> THE EXERCISE:
Exclude the pictures, then repeat the remaining data exactly.

> INFORMATION SUPPLIED:
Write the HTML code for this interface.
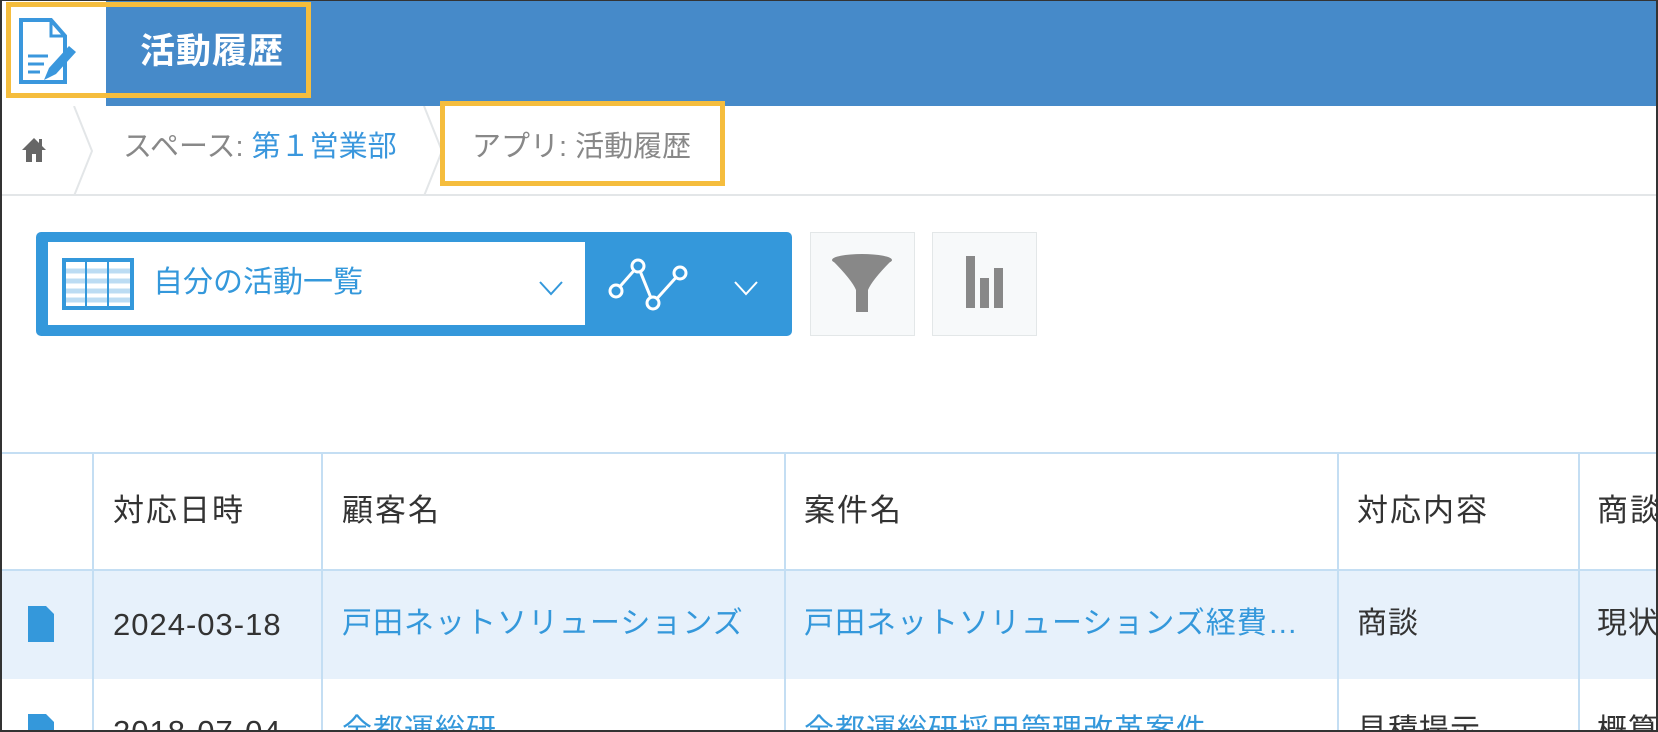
<!DOCTYPE html>
<html><head><meta charset="utf-8"><style>
*{margin:0;padding:0;box-sizing:border-box}
html,body{width:1658px;height:732px;overflow:hidden}
body{background:#fff;position:relative;font-family:"Liberation Sans","Noto Sans CJK JP",sans-serif}
.a{position:absolute}
.t{position:absolute;white-space:nowrap;line-height:1}
.h{font-size:31px;letter-spacing:2px;color:#333}
.r{font-size:30px;letter-spacing:1px}
</style></head><body>
<div class="a" style="left:0;top:0;width:1658px;height:732px;border:2px solid #333;border-top-width:1px;z-index:50;pointer-events:none"></div>
<!-- header -->
<div class="a" style="left:106px;top:0;width:1552px;height:106px;background:#468ac9"></div>
<div class="t" style="left:140px;top:34px;font-size:35px;font-weight:bold;color:#fff;letter-spacing:1px">活動履歴</div>
<svg class="a" style="left:16px;top:16px" width="66" height="72" viewBox="0 0 66 72">
<path d="M5 4h30l14 16v46H5z" fill="none" stroke="#3a97dd" stroke-width="4"/>
<path d="M35 4v16h14" fill="none" stroke="#3a97dd" stroke-width="3"/>
<path d="M12 40h20M12 48h16M12 56h12" stroke="#3a97dd" stroke-width="3"/>
<path d="M28 64l5-12 20-22 7 6-20 22z" fill="#3a97dd"/>
</svg>
<div class="a" style="left:6px;top:2px;width:305px;height:96px;border:5px solid #f5bd3d"></div>
<!-- breadcrumb -->
<div class="a" style="left:0;top:194px;width:1658px;height:2px;background:#e3e6e8"></div>
<svg class="a" style="left:70px;top:106px" width="30" height="90"><path d="M4 0l18 45-18 45" fill="none" stroke="#e3e6e8" stroke-width="2"/></svg>
<svg class="a" style="left:420px;top:106px" width="30" height="90"><path d="M4 0l18 45-18 45" fill="none" stroke="#e3e6e8" stroke-width="2"/></svg>
<svg class="a" style="left:20px;top:136px" width="28" height="28" viewBox="0 0 28 28"><path d="M14 2L2 14h4v12h6v-8h4v8h6V14h4z" fill="#666"/><rect x="19" y="3" width="3" height="7" fill="#666"/></svg>
<div class="t" style="left:123px;top:133px;font-size:29px;color:#888">スペース: <span style="color:#3a97dd">第１営業部</span></div>
<div class="t" style="left:472px;top:133px;font-size:29px;color:#888">アプリ: 活動履歴</div>
<div class="a" style="left:440px;top:101px;width:285px;height:85px;border:5px solid #f5bd3d"></div>
<!-- view selector -->
<div class="a" style="left:36px;top:232px;width:756px;height:104px;background:#3498db;border-radius:5px"></div>
<div class="a" style="left:48px;top:242px;width:537px;height:83px;background:#fff"></div>
<svg class="a" style="left:62px;top:258px" width="72" height="52" viewBox="0 0 72 52">
<rect x="2" y="2" width="68" height="48" fill="#fff" stroke="#3498db" stroke-width="4"/>
<path d="M4 13h64M4 23h64M4 33h64M4 42h64" stroke="#bcdcf3" stroke-width="5"/>
<path d="M24 4v44M46 4v44" stroke="#3498db" stroke-width="2"/>
</svg>
<div class="t" style="left:153px;top:268px;font-size:30px;color:#3498db">自分の活動一覧</div>
<svg class="a" style="left:538px;top:280px" width="26" height="16"><path d="M2 2l11 12 11-12" fill="none" stroke="#3498db" stroke-width="2"/></svg>
<svg class="a" style="left:606px;top:256px" width="90" height="56" viewBox="0 0 90 56">
<path d="M10 35L32 10 47 47 74 17" fill="none" stroke="#fff" stroke-width="3"/>
<circle cx="10" cy="35" r="6" fill="#3498db" stroke="#fff" stroke-width="3"/>
<circle cx="32" cy="10" r="6" fill="#3498db" stroke="#fff" stroke-width="3"/>
<circle cx="47" cy="47" r="6" fill="#3498db" stroke="#fff" stroke-width="3"/>
<circle cx="74" cy="17" r="6" fill="#3498db" stroke="#fff" stroke-width="3"/>
</svg>
<svg class="a" style="left:733px;top:280px" width="26" height="16"><path d="M2 2l11 12 11-12" fill="none" stroke="#fff" stroke-width="2"/></svg>
<!-- filter / graph -->
<div class="a" style="left:810px;top:232px;width:105px;height:104px;background:#f7f9fa;border:1px solid #e3e7e8"></div>
<svg class="a" style="left:830px;top:252px" width="64" height="64" viewBox="0 0 64 64"><ellipse cx="32" cy="8" rx="30" ry="6" fill="#888"/><path d="M2 8q20 20 24 30v22h12V38q4-10 24-30z" fill="#888"/></svg>
<div class="a" style="left:932px;top:232px;width:105px;height:104px;background:#f7f9fa;border:1px solid #e3e7e8"></div>
<svg class="a" style="left:962px;top:256px" width="44" height="54"><rect x="4" y="0" width="9" height="52" fill="#888"/><rect x="18" y="22" width="9" height="30" fill="#888"/><rect x="32" y="12" width="9" height="40" fill="#888"/></svg>
<!-- table -->
<div class="a" style="left:0;top:452px;width:1658px;height:2px;background:#c4def3"></div>
<div class="a" style="left:0;top:569px;width:1658px;height:2px;background:#c4def3"></div>
<div class="a" style="left:0;top:571px;width:1658px;height:108px;background:#e7f1fb"></div>
<div class="a" style="left:92px;top:452px;width:2px;height:280px;background:#c4def3"></div>
<div class="a" style="left:321px;top:452px;width:2px;height:280px;background:#c4def3"></div>
<div class="a" style="left:784px;top:452px;width:2px;height:280px;background:#c4def3"></div>
<div class="a" style="left:1337px;top:452px;width:2px;height:280px;background:#c4def3"></div>
<div class="a" style="left:1578px;top:452px;width:2px;height:280px;background:#c4def3"></div>
<div class="t h" style="left:113px;top:495px">対応日時</div>
<div class="t h" style="left:342px;top:495px">顧客名</div>
<div class="t h" style="left:804px;top:495px">案件名</div>
<div class="t h" style="left:1357px;top:495px">対応内容</div>
<div class="t h" style="left:1597px;top:495px">商談</div>
<svg class="a" style="left:28px;top:606px" width="26" height="36"><path d="M0 0h18l8 8v28H0z" fill="#3498db"/></svg>
<div class="t r" style="left:113px;top:609px;color:#333;font-size:31px">2024-03-18</div>
<div class="t r" style="left:342px;top:609px;color:#3498db">戸田ネットソリューションズ</div>
<div class="t r" style="left:804px;top:609px;color:#3498db">戸田ネットソリューションズ経費…</div>
<div class="t r" style="left:1357px;top:609px;color:#333">商談</div>
<div class="t r" style="left:1597px;top:609px;color:#333">現状</div>
<svg class="a" style="left:28px;top:714px" width="26" height="36"><path d="M0 0h18l8 8v28H0z" fill="#3498db"/></svg>
<div class="t r" style="left:113px;top:716px;color:#333;font-size:31px">2018-07-04</div>
<div class="t r" style="left:342px;top:716px;color:#3498db">全都運総研</div>
<div class="t r" style="left:804px;top:716px;color:#3498db">全都運総研採用管理改革案件</div>
<div class="t r" style="left:1357px;top:716px;color:#333">見積提示</div>
<div class="t r" style="left:1597px;top:716px;color:#333">概算</div>
</body></html>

> THE RESULT:
Write the HTML code for this interface.
<!DOCTYPE html>
<html><head><meta charset="utf-8"><style>
*{margin:0;padding:0;box-sizing:border-box}
html,body{width:1658px;height:732px;overflow:hidden}
body{background:#fff;position:relative;font-family:"Liberation Sans","Noto Sans CJK JP",sans-serif}
.a{position:absolute}
.t{position:absolute;white-space:nowrap;line-height:1}
.h{font-size:31px;letter-spacing:2px;color:#333}
.r{font-size:30px;letter-spacing:1px}
</style></head><body>
<div class="a" style="left:0;top:0;width:1658px;height:732px;border:2px solid #333;border-top-width:1px;z-index:50;pointer-events:none"></div>
<!-- header -->
<div class="a" style="left:106px;top:0;width:1552px;height:106px;background:#468ac9"></div>
<div class="t" style="left:140px;top:34px;font-size:35px;font-weight:bold;color:#fff;letter-spacing:1px">活動履歴</div>
<svg class="a" style="left:16px;top:16px" width="66" height="72" viewBox="0 0 66 72">
<path d="M5 4h30l14 16v46H5z" fill="none" stroke="#3a97dd" stroke-width="4"/>
<path d="M35 4v16h14" fill="none" stroke="#3a97dd" stroke-width="3"/>
<path d="M12 40h20M12 48h16M12 56h12" stroke="#3a97dd" stroke-width="3"/>
<path d="M28 64l5-12 20-22 7 6-20 22z" fill="#3a97dd"/>
</svg>
<div class="a" style="left:6px;top:2px;width:305px;height:96px;border:5px solid #f5bd3d"></div>
<!-- breadcrumb -->
<div class="a" style="left:0;top:194px;width:1658px;height:2px;background:#e3e6e8"></div>
<svg class="a" style="left:70px;top:106px" width="30" height="90"><path d="M4 0l18 45-18 45" fill="none" stroke="#e3e6e8" stroke-width="2"/></svg>
<svg class="a" style="left:420px;top:106px" width="30" height="90"><path d="M4 0l18 45-18 45" fill="none" stroke="#e3e6e8" stroke-width="2"/></svg>
<svg class="a" style="left:20px;top:136px" width="28" height="28" viewBox="0 0 28 28"><path d="M14 2L2 14h4v12h6v-8h4v8h6V14h4z" fill="#666"/><rect x="19" y="3" width="3" height="7" fill="#666"/></svg>
<div class="t" style="left:123px;top:133px;font-size:29px;color:#888">スペース: <span style="color:#3a97dd">第１営業部</span></div>
<div class="t" style="left:472px;top:133px;font-size:29px;color:#888">アプリ: 活動履歴</div>
<div class="a" style="left:440px;top:101px;width:285px;height:85px;border:5px solid #f5bd3d"></div>
<!-- view selector -->
<div class="a" style="left:36px;top:232px;width:756px;height:104px;background:#3498db;border-radius:5px"></div>
<div class="a" style="left:48px;top:242px;width:537px;height:83px;background:#fff"></div>
<svg class="a" style="left:62px;top:258px" width="72" height="52" viewBox="0 0 72 52">
<rect x="2" y="2" width="68" height="48" fill="#fff" stroke="#3498db" stroke-width="4"/>
<path d="M4 13h64M4 23h64M4 33h64M4 42h64" stroke="#bcdcf3" stroke-width="5"/>
<path d="M24 4v44M46 4v44" stroke="#3498db" stroke-width="2"/>
</svg>
<div class="t" style="left:153px;top:268px;font-size:30px;color:#3498db">自分の活動一覧</div>
<svg class="a" style="left:538px;top:280px" width="26" height="16"><path d="M2 2l11 12 11-12" fill="none" stroke="#3498db" stroke-width="2"/></svg>
<svg class="a" style="left:606px;top:256px" width="90" height="56" viewBox="0 0 90 56">
<path d="M10 35L32 10 47 47 74 17" fill="none" stroke="#fff" stroke-width="3"/>
<circle cx="10" cy="35" r="6" fill="#3498db" stroke="#fff" stroke-width="3"/>
<circle cx="32" cy="10" r="6" fill="#3498db" stroke="#fff" stroke-width="3"/>
<circle cx="47" cy="47" r="6" fill="#3498db" stroke="#fff" stroke-width="3"/>
<circle cx="74" cy="17" r="6" fill="#3498db" stroke="#fff" stroke-width="3"/>
</svg>
<svg class="a" style="left:733px;top:280px" width="26" height="16"><path d="M2 2l11 12 11-12" fill="none" stroke="#fff" stroke-width="2"/></svg>
<!-- filter / graph -->
<div class="a" style="left:810px;top:232px;width:105px;height:104px;background:#f7f9fa;border:1px solid #e3e7e8"></div>
<svg class="a" style="left:830px;top:252px" width="64" height="64" viewBox="0 0 64 64"><ellipse cx="32" cy="8" rx="30" ry="6" fill="#888"/><path d="M2 8q20 20 24 30v22h12V38q4-10 24-30z" fill="#888"/></svg>
<div class="a" style="left:932px;top:232px;width:105px;height:104px;background:#f7f9fa;border:1px solid #e3e7e8"></div>
<svg class="a" style="left:962px;top:256px" width="44" height="54"><rect x="4" y="0" width="9" height="52" fill="#888"/><rect x="18" y="22" width="9" height="30" fill="#888"/><rect x="32" y="12" width="9" height="40" fill="#888"/></svg>
<!-- table -->
<div class="a" style="left:0;top:452px;width:1658px;height:2px;background:#c4def3"></div>
<div class="a" style="left:0;top:569px;width:1658px;height:2px;background:#c4def3"></div>
<div class="a" style="left:0;top:571px;width:1658px;height:108px;background:#e7f1fb"></div>
<div class="a" style="left:92px;top:452px;width:2px;height:280px;background:#c4def3"></div>
<div class="a" style="left:321px;top:452px;width:2px;height:280px;background:#c4def3"></div>
<div class="a" style="left:784px;top:452px;width:2px;height:280px;background:#c4def3"></div>
<div class="a" style="left:1337px;top:452px;width:2px;height:280px;background:#c4def3"></div>
<div class="a" style="left:1578px;top:452px;width:2px;height:280px;background:#c4def3"></div>
<div class="t h" style="left:113px;top:495px">対応日時</div>
<div class="t h" style="left:342px;top:495px">顧客名</div>
<div class="t h" style="left:804px;top:495px">案件名</div>
<div class="t h" style="left:1357px;top:495px">対応内容</div>
<div class="t h" style="left:1597px;top:495px">商談</div>
<svg class="a" style="left:28px;top:606px" width="26" height="36"><path d="M0 0h18l8 8v28H0z" fill="#3498db"/></svg>
<div class="t r" style="left:113px;top:609px;color:#333;font-size:31px">2024-03-18</div>
<div class="t r" style="left:342px;top:609px;color:#3498db">戸田ネットソリューションズ</div>
<div class="t r" style="left:804px;top:609px;color:#3498db">戸田ネットソリューションズ経費…</div>
<div class="t r" style="left:1357px;top:609px;color:#333">商談</div>
<div class="t r" style="left:1597px;top:609px;color:#333">現状</div>
<svg class="a" style="left:28px;top:714px" width="26" height="36"><path d="M0 0h18l8 8v28H0z" fill="#3498db"/></svg>
<div class="t r" style="left:113px;top:716px;color:#333;font-size:31px">2018-07-04</div>
<div class="t r" style="left:342px;top:716px;color:#3498db">全都運総研</div>
<div class="t r" style="left:804px;top:716px;color:#3498db">全都運総研採用管理改革案件</div>
<div class="t r" style="left:1357px;top:716px;color:#333">見積提示</div>
<div class="t r" style="left:1597px;top:716px;color:#333">概算</div>
</body></html>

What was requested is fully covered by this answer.